Design Urban landscapes continuously transform for many reasons, including the one of central importance here – changing populations through migration. In this section I’ll discuss two sites of urban landscape from previous research in Nijmegen and Utrecht (Peters, 2011, p.121-122/p.135-136). The first site is a small urban park in Nijmegen, Thiemepark.

Thiemepark, Nijmegen
When this park was designed, one of the clear objectives was to create a meeting place. Local residents, who were involved in every phase of the park’s design process, wanted a green place where they could sit, relax and meet each other. The current design reflects many of these wishes. For example, the grassy area is gently sloped in order to discourage the playing of football and thus minimize possible conflicts over its use. Rest and gathering are supposed to be the main functions of this park. In addition, the wish to have water in the park was expressed mainly by Moroccan-Dutch people, and water was included in the design. Furthermore, the multicultural character of the neighbourhood was explicitly acknowledged by, for example, including Arabic elements, such as a sculpture by an Arab artist. The fact that the design of Thiemepark was made in cooperation with the local residents has strengthened the familiarity with and use of it, and has also increased the opportunities for social interactions between different ethnic groups. Local inhabitants of different origins all feel very attached to the park because people can easily connect to the place and to other people, because many will already be familiar with each other from the neighbourhood.
The second example deals with the building of a new mosque in Lombok (Utrecht).

Mosque Lombok, Utrecht
In 1983, ULU mosque opened in an old bath house in Lombok.

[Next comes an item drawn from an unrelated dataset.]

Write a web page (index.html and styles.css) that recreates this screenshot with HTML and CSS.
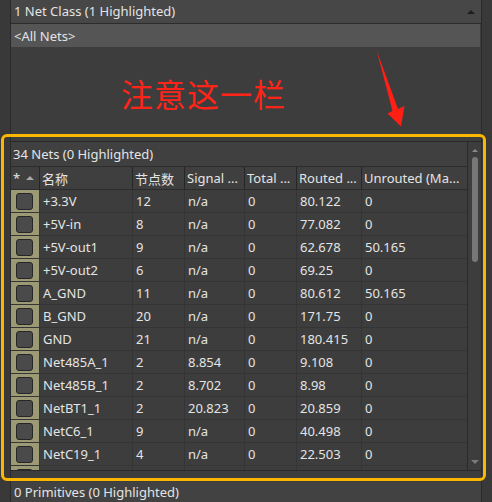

It was obvious that this was only a temporary place for the mosque, and it soon became too small for the increasing number of people who went there. At the turn of the new century, the board of the mosque started to develop ideas for building a new one. In 2009, the first stone of the new mosque was laid. It is being built opposite the old mosque, and is completed in 2014. The new design incorporates two 44-metre high minarets and a 24-metre high cupola. This spatial development was discussed extensively by residents of Lombok during my interviews. Some residents do not like the height of the minarets and think that the building will dominate the public space too much. Furthermore, the new mosque has led to discussions in which the Muslim inhabitants of Lombok are portrayed in a derogatory way by some local residents, showing that differences are perceived between Muslim and non-Muslim residents and their behaviour. For many residents, however, the mosque is no cause for concern, because it is part of today’s society: Islamic people are living in the Netherlands, and they want and are entitled to a mosque; after all, there are also churches in the Netherlands. These residents are happy about the new mosque and see the development as a good example of their multicultural neighbourhood – a neighbourhood that is different from other neighbourhoods, and where people accept each other: Everybody moans about this, and in many cities this is not a good thing. That’s the nice thing about Lombok: here in Lombok the inhabitants ensured that the new mosque will be in a prominent place … Native and non-native Dutch inhabitants did this together. That is really nice (40-year-old German-Dutch man). In that sense, this development shows that many residents feel attached to their neighbourhood, and feel that this new mosque belongs in their neighbourhood.
Final note With these two examples I wanted to show how individuals from different cultural backgrounds both relate to places and, directly and indirectly, influence places.

This type of research, however, is often problematic because by labelling individuals with their ethnic background, we inevitably reproduce behaviour as specific to certain ethnic categories. As such, there appears to be a conceptual paradox between the need to categorize individuals to a certain extent, and the fact that using categories will produce and reproduce these categories. In future research it might be more fruitful to use (also) different analytical divisions. Generation might serve as an interesting lens through which differences can be examined because it seems to be more neutral and influences life trajectories of all humans.
References
Eisenhauer, B. W., R.S. Krannich, and D.J. Blahna. 2000. Attachments to special places on public lands: An analysis of activities, reason for attachments, and community connections. Society and Natural Resources 13:421-441.
Kyle, G. T., and C.Y. Johnson. 2008. Understanding cultural variation in place meaning. In: Kruger, L. E.; Hall, T.E; & M.C. Stiefel (Eds.), Proceedings: Understanding Concepts of Place in Recreation Research and Management (Gen. Tech. Rep. PNWGTR-698, pp. 109-134). Portland, OR: U.S. Department of Agriculture, Forest Service, Pacific Northwest Research Station.
Peters, K. (2011). Living together in multi-ethnic neighbourhoods: The meaning of public spaces for issues of social integration. Wageningen University, Wageningen. Wynveen, C., Kyel, G.T., Absher, J.D., & Theodori, G.L. (2011). The meanings associated with varying degree of attachment to a natural landscape. Journal of Leisure Research, 43, 290-311.